Ministerie van Verkeer en Waterstaat
Persbericht ministerraad
16 juni 2006
KABINET WIL MEER RENDEMENT UIT LOGISTIEK
Het kabinet vindt dat het (logistieke) bedrijfsleven het maatschappelijk
rendement van het goederenvervoer dient te verhogen. De sector kan dit doen
door naast transportfaciliteiten nieuwe aanvullende diensten rond het
vervoer te ontwikkelen: supply chain management (SCM). De overheid wil dit
ondersteunen door de fysiek sterke positie in transport en distributie van
Nederland te behouden, door innovatie te bevorderen, door samenwerking
tussen de betrokken partijen te faciliteren, door de bureaucratisering
terug te dringen en door ervoor te zorgen dat milieu, veiligheid en ruimte
niet in het gedrang komen. De ministerraad heeft op voorstel van minister
Peijs van Verkeer en Waterstaat ingestemd met toezending aan de Tweede
Kamer van een brief over dit onderwerp.
De geformuleerde ambitie sluit rechtstreeks aan bij de inzet van het
kabinet voor een sterke economie en de ambitie om de concurrentiekracht van
Nederland te herstellen. Op grond van deze benadering zijn 17 acties
geformuleerd die samen met het bedrijfsleven worden uitgewerkt. Voorbeelden
van acties zijn het actief agenderen van logistiek en SCM aan de hand van
rondetafelsessies en het inrichten van een rijksbreed SCM-interventieteam.

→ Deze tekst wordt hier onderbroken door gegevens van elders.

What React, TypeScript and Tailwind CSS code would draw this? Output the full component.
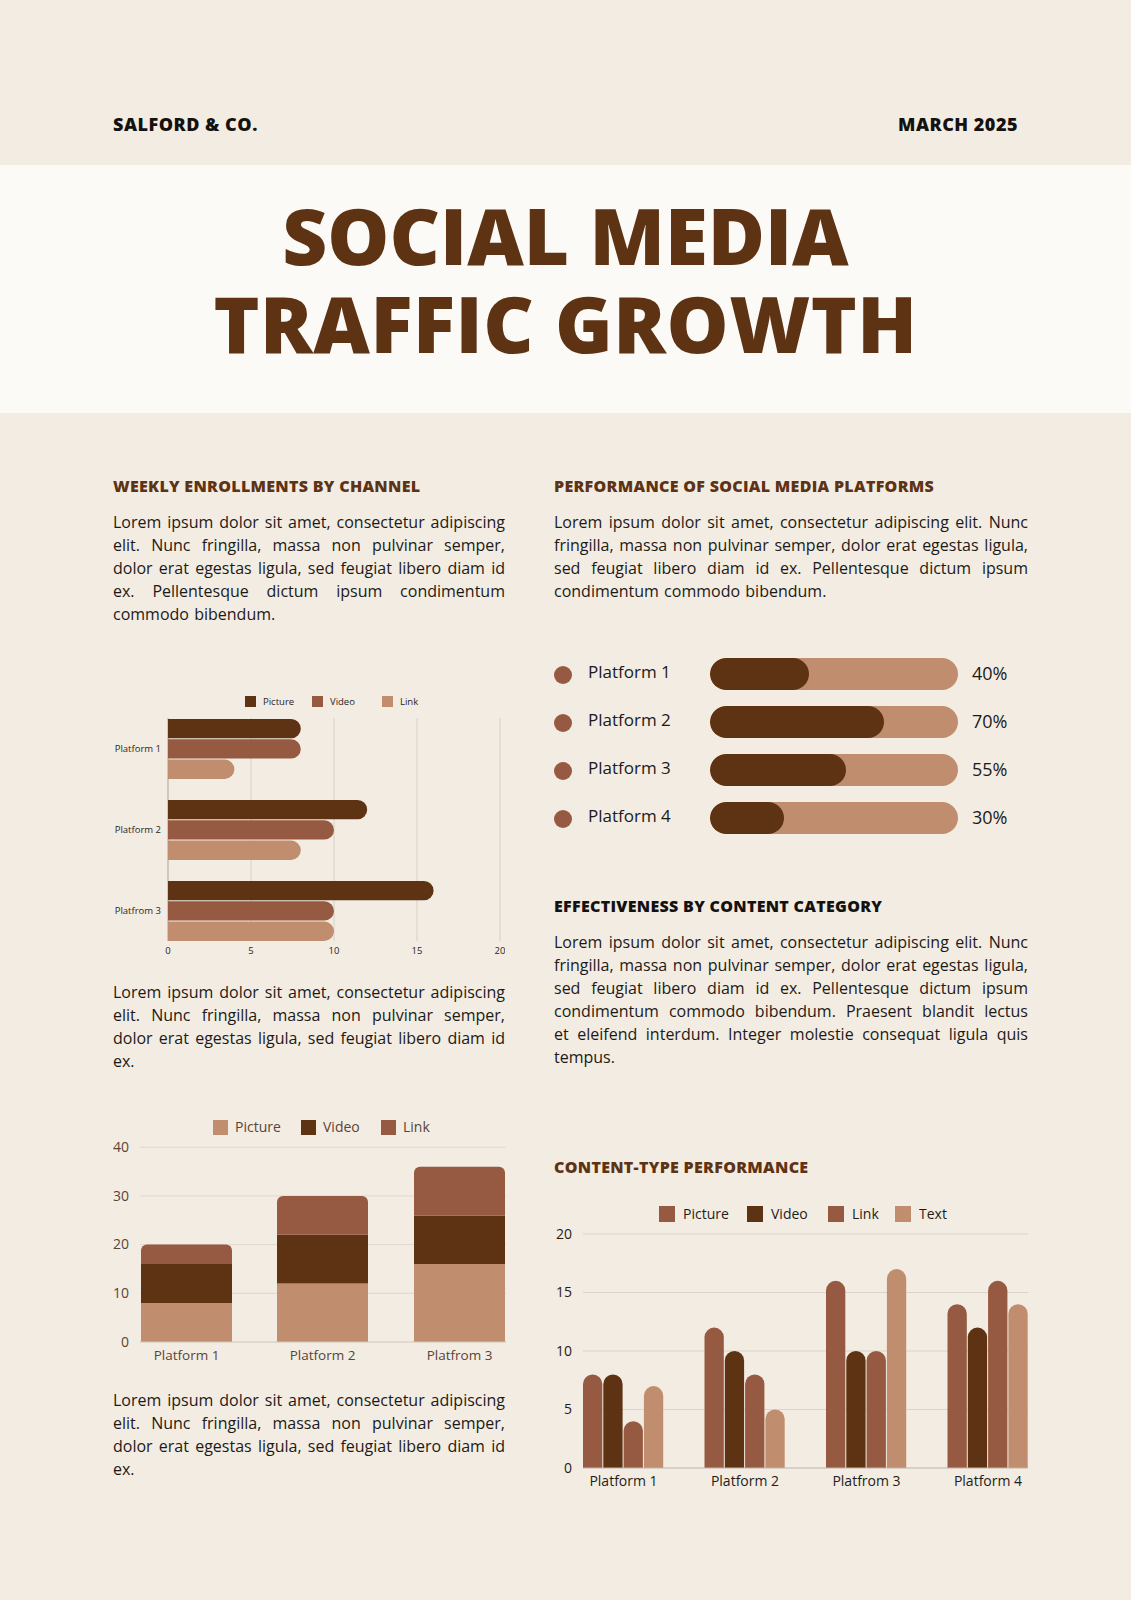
import React from "react";

const DARK = "#5e3314";
const MED = "#955a41";
const LIGHT = "#c08e6f";

const LOREM_A =
  "Lorem ipsum dolor sit amet, consectetur adipiscing elit. Nunc fringilla, massa non pulvinar semper, dolor erat egestas ligula, sed feugiat libero diam id ex. Pellentesque dictum ipsum condimentum commodo bibendum.";
const LOREM_B =
  "Lorem ipsum dolor sit amet, consectetur adipiscing elit. Nunc fringilla, massa non pulvinar semper, dolor erat egestas ligula, sed feugiat libero diam id ex.";
const LOREM_C =
  "Lorem ipsum dolor sit amet, consectetur adipiscing elit. Nunc fringilla, massa non pulvinar semper, dolor erat egestas ligula, sed feugiat libero diam id ex. Pellentesque dictum ipsum condimentum commodo bibendum. Praesent blandit lectus et\u00a0eleifend interdum. Integer molestie consequat ligula quis tempus.";

function Para({ children, className = "" }: { children: React.ReactNode; className?: string }) {
  return (
    <p className={`text-[16px] leading-[23px] [word-spacing:1.1px] text-[#1c1a18] text-justify ${className}`}>
      {children}
    </p>
  );
}

function HChart() {
  const data = [
    { label: "Platform 1", v: [8, 8, 4] },
    { label: "Platform 2", v: [12, 10, 8] },
    { label: "Platfrom 3", v: [16, 10, 10] },
  ];
  const colors = [DARK, MED, LIGHT];
  const x0 = 55;
  const unit = 16.6;
  const h = 19.3;
  const r = h / 2;
  return (
    <svg width={392} height={270} className="block">
      {[
        { c: DARK, t: "Picture", x: 132 },
        { c: MED, t: "Video", x: 199 },
        { c: LIGHT, t: "Link", x: 269 },
      ].map((l) => (
        <g key={l.t}>
          <rect x={l.x} y={6} width={11} height={11} fill={l.c} />
          <text x={l.x + 18} y={12} fontSize={9.5} fill="#2a2622" dominantBaseline="middle">
            {l.t}
          </text>
        </g>
      ))}
      {[1, 2, 3, 4].map((k) => (
        <line key={k} x1={x0 + 83 * k} x2={x0 + 83 * k} y1={28} y2={251} stroke="#d8d0c6" strokeWidth={1} />
      ))}
      <line x1={x0} x2={x0} y1={28} y2={251} stroke="#aaa39b" strokeWidth={1} />
      {data.map((d, g) => {
        const top = 29 + g * 81;
        return (
          <g key={d.label}>
            {d.v.map((v, i) => {
              const y = top + i * 20.3;
              const x1 = x0 + v * unit;
              return (
                <path
                  key={i}
                  d={`M${x0},${y} H${x1 - r} A${r},${r} 0 0 1 ${x1 - r},${y + h} H${x0} Z`}
                  fill={colors[i]}
                />
              );
            })}
            <text x={48} y={top + 30} fontSize={9.5} fill="#2a2622" textAnchor="end" dominantBaseline="middle">
              {d.label}
            </text>
          </g>
        );
      })}
      {[0, 5, 10, 15, 20].map((v, k) => (
        <text key={v} x={x0 + 83 * k} y={261} fontSize={9.5} fill="#2a2622" textAnchor="middle" dominantBaseline="middle">
          {v}
        </text>
      ))}
    </svg>
  );
}

function StackedChart() {
  const data = [
    { label: "Platform 1", v: [8, 8, 4], x: 28 },
    { label: "Platform 2", v: [12, 10, 8], x: 164 },
    { label: "Platfrom 3", v: [16, 10, 10], x: 301 },
  ];
  const colors = [LIGHT, DARK, MED];
  const base = 228;
  const unit = 4.87;
  const w = 91;
  const rr = 6;
  const txt = "#5a4535";
  return (
    <svg width={397} height={255} className="block">
      {[
        { c: LIGHT, t: "Picture", x: 100 },
        { c: DARK, t: "Video", x: 188 },
        { c: MED, t: "Link", x: 268 },
      ].map((l) => (
        <g key={l.t}>
          <rect x={l.x} y={6} width={15} height={15} fill={l.c} />
          <text x={l.x + 22} y={14} fontSize={14} fill={txt} dominantBaseline="middle">
            {l.t}
          </text>
        </g>
      ))}
      {[10, 20, 30, 40].map((v) => (
        <line key={v} x1={27} x2={393} y1={base - v * unit} y2={base - v * unit} stroke="#e0d8cc" strokeWidth={1} />
      ))}
      {[0, 10, 20, 30, 40].map((v) => (
        <text key={v} x={16} y={base - v * unit + 1} fontSize={14} fill={txt} textAnchor="end" dominantBaseline="middle">
          {v}
        </text>
      ))}
      {data.map((d) => {
        let acc = 0;
        return (
          <g key={d.label}>
            {d.v.map((v, i) => {
              const yb = base - acc * unit;
              acc += v;
              const yt = base - acc * unit;
              const last = i === d.v.length - 1;
              const p = last
                ? `M${d.x},${yb} V${yt + rr} A${rr},${rr} 0 0 1 ${d.x + rr},${yt} H${d.x + w - rr} A${rr},${rr} 0 0 1 ${d.x + w},${yt + rr} V${yb} Z`
                : `M${d.x},${yb} V${yt} H${d.x + w} V${yb} Z`;
              return <path key={i} d={p} fill={colors[i]} />;
            })}
            <text x={d.x + w / 2} y={242} fontSize={13.5} fill={txt} textAnchor="middle" dominantBaseline="middle">
              {d.label}
            </text>
          </g>
        );
      })}
      <line x1={27} x2={393} y1={base} y2={base} stroke="#cfc6ba" strokeWidth={1} />
    </svg>
  );
}

function GroupedChart() {
  const data = [
    { label: "Platform 1", v: [8, 8, 4, 7] },
    { label: "Platform 2", v: [12, 10, 8, 5] },
    { label: "Platfrom 3", v: [16, 10, 10, 17] },
    { label: "Platform 4", v: [14, 12, 16, 14] },
  ];
  const colors = [MED, DARK, MED, LIGHT];
  const base = 273;
  const unit = 11.7;
  const w = 19.3;
  const r = w / 2;
  const txt = "#1f1c1a";
  return (
    <svg width={476} height={300} className="block">
      {[
        { c: MED, t: "Picture", x: 105 },
        { c: DARK, t: "Video", x: 193 },
        { c: MED, t: "Link", x: 274 },
        { c: LIGHT, t: "Text", x: 341 },
      ].map((l) => (
        <g key={l.t}>
          <rect x={l.x} y={11} width={16} height={16} fill={l.c} />
          <text x={l.x + 24} y={20} fontSize={14} fill={txt} dominantBaseline="middle">
            {l.t}
          </text>
        </g>
      ))}
      {[5, 10, 15, 20].map((v) => (
        <line key={v} x1={29} x2={474} y1={base - v * unit} y2={base - v * unit} stroke="#dcd4c8" strokeWidth={1} />
      ))}
      {[0, 5, 10, 15, 20].map((v) => (
        <text key={v} x={18} y={base - v * unit + 1} fontSize={14} fill={txt} textAnchor="end" dominantBaseline="middle">
          {v}
        </text>
      ))}
      {data.map((d, g) => {
        const gx = 29 + g * 121.5;
        return (
          <g key={d.label}>
            {d.v.map((v, i) => {
              const x = gx + i * 20.3;
              const top = base - v * unit;
              return (
                <path
                  key={i}
                  d={`M${x},${base} V${top + r} A${r},${r} 0 0 1 ${x + w},${top + r} V${base} Z`}
                  fill={colors[i]}
                />
              );
            })}
            <text x={gx + 40.5} y={287} fontSize={14} fill={txt} textAnchor="middle" dominantBaseline="middle">
              {d.label}
            </text>
          </g>
        );
      })}
      <line x1={29} x2={474} y1={base} y2={base} stroke="#bdb4a9" strokeWidth={1} />
    </svg>
  );
}

function ProgressRow({ label, pct }: { label: string; pct: number }) {
  return (
    <div className="flex items-center h-[32px]">
      <div className="w-[18px] h-[18px] rounded-full bg-[#955a41] mr-[16px] mt-[2px]" />
      <div className="w-[122px] text-[17px] text-[#1c1a18] -mt-[4px]">{label}</div>
      <div className="w-[248px] h-[32px] rounded-full bg-[#c08e6f] overflow-hidden">
        <div className="h-full rounded-full bg-[#5e3314]" style={{ width: `${pct}%` }} />
      </div>
      <div className="ml-[14px] text-[18px] text-[#1c1a18] -mt-[2px]">{pct}%</div>
    </div>
  );
}

export default function App() {
  return (
    <div className="w-[1131px] min-h-[1600px] bg-[#f3ece2] font-['Open_Sans',sans-serif]">
      <header className="h-[165px] px-[113px] pt-[112px] flex justify-between items-start">
        <div className="text-[18px] leading-[24px] font-extrabold tracking-[0.5px] text-[#141210]">SALFORD &amp; CO.</div>
        <div className="text-[18px] leading-[24px] font-extrabold tracking-[0.5px] text-[#141210]">MARCH 2025</div>
      </header>
      <section className="h-[248px] bg-[#fbfaf7] flex flex-col items-center pt-[26px]">
        <h1 className="text-[78px] leading-[88px] font-extrabold text-[#5e3314] text-center">
          <span className="block">SOCIAL MEDIA</span>
          <span className="block tracking-[0.5px]">TRAFFIC GROWTH</span>
        </h1>
      </section>
      <main className="flex pl-[113px] pt-[63px] pb-[80px] gap-[49px]">
        <div className="w-[392px] flex flex-col">
          <h2 className="text-[16px] leading-[20px] font-extrabold tracking-[0.3px] text-[#5e3314]">WEEKLY ENROLLMENTS BY CHANNEL</h2>
          <Para className="mt-[15px]">{LOREM_A}</Para>
          <div className="mt-[64px]">
            <HChart />
          </div>
          <Para className="mt-[21px]">{LOREM_B}</Para>
          <div className="mt-[41px]">
            <StackedChart />
          </div>
          <Para className="mt-[20px]">{LOREM_B}</Para>
        </div>
        <div className="w-[474px] flex flex-col">
          <h2 className="text-[16px] leading-[20px] font-extrabold tracking-[0.3px] text-[#5e3314]">PERFORMANCE OF SOCIAL MEDIA PLATFORMS</h2>
          <Para className="mt-[15px]">{LOREM_A}</Para>
          <div className="mt-[55px] flex flex-col gap-[16px]">
            <ProgressRow label="Platform 1" pct={40} />
            <ProgressRow label="Platform 2" pct={70} />
            <ProgressRow label="Platform 3" pct={55} />
            <ProgressRow label="Platform 4" pct={30} />
          </div>
          <h2 className="mt-[62px] text-[16px] leading-[20px] font-extrabold tracking-[0.3px] text-[#141210]">EFFECTIVENESS BY CONTENT CATEGORY</h2>
          <Para className="mt-[15px]">{LOREM_C}</Para>
          <h2 className="mt-[88px] text-[16px] leading-[20px] font-extrabold tracking-[0.3px] text-[#5e3314]">CONTENT-TYPE PERFORMANCE</h2>
          <div className="mt-[18px]">
            <GroupedChart />
          </div>
        </div>
      </main>
    </div>
  );
}
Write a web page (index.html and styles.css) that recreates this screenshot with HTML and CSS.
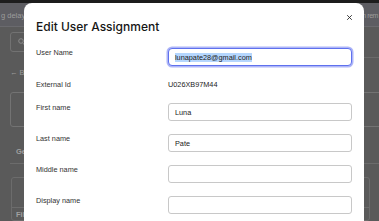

De Nederlandse logistiek heeft nog een sterke positie ten opzichte van de
internationale concurrentie. Dat komt onder meer door de gunstige ligging
van ons land, de twee mainports (luchthaven Schiphol en de Rotterdamse
haven) en de goede achterlandverbindingen. De bijdrage van de logistieke
sector aan de werkgelegenheid in Nederland wordt geschat op 8 tot 9
procent. De logistieke concurrentiekracht wordt steeds meer bepaald door
het aanbod van kwalitatief hoogwaardige diensten. Door in te zetten op SCM
kan de logistieke sector haar diensten uitbreiden zonder dat de
leefomgeving extra wordt belast. Dit biedt de sector een perspectief om de
steeds sterkere concurrentie uit het buitenland het hoofd te bieden. De
werkgelegenheid, wordt hoogwaardiger en heeft dus meer toegevoegde waarde
voor de Nederlandse economie. Daarnaast wordt het Nederlandse
vestigingsklimaat aantrekkelijker. Wel blijft het noodzakelijk om de
kwaliteit van het infrastructuurnetwerk in stand te houden.
De brief is een uitwerking van de Nota Mobiliteit en is opgesteld samen met
de ministeries van Economische Zaken, Volkshuisvestiging, Ruimtelijke
Ordening en Milieu, Financiën, Onderwijs, Cultuur en Wetenschap en
Landbouw, Natuur en Voedselkwaliteit.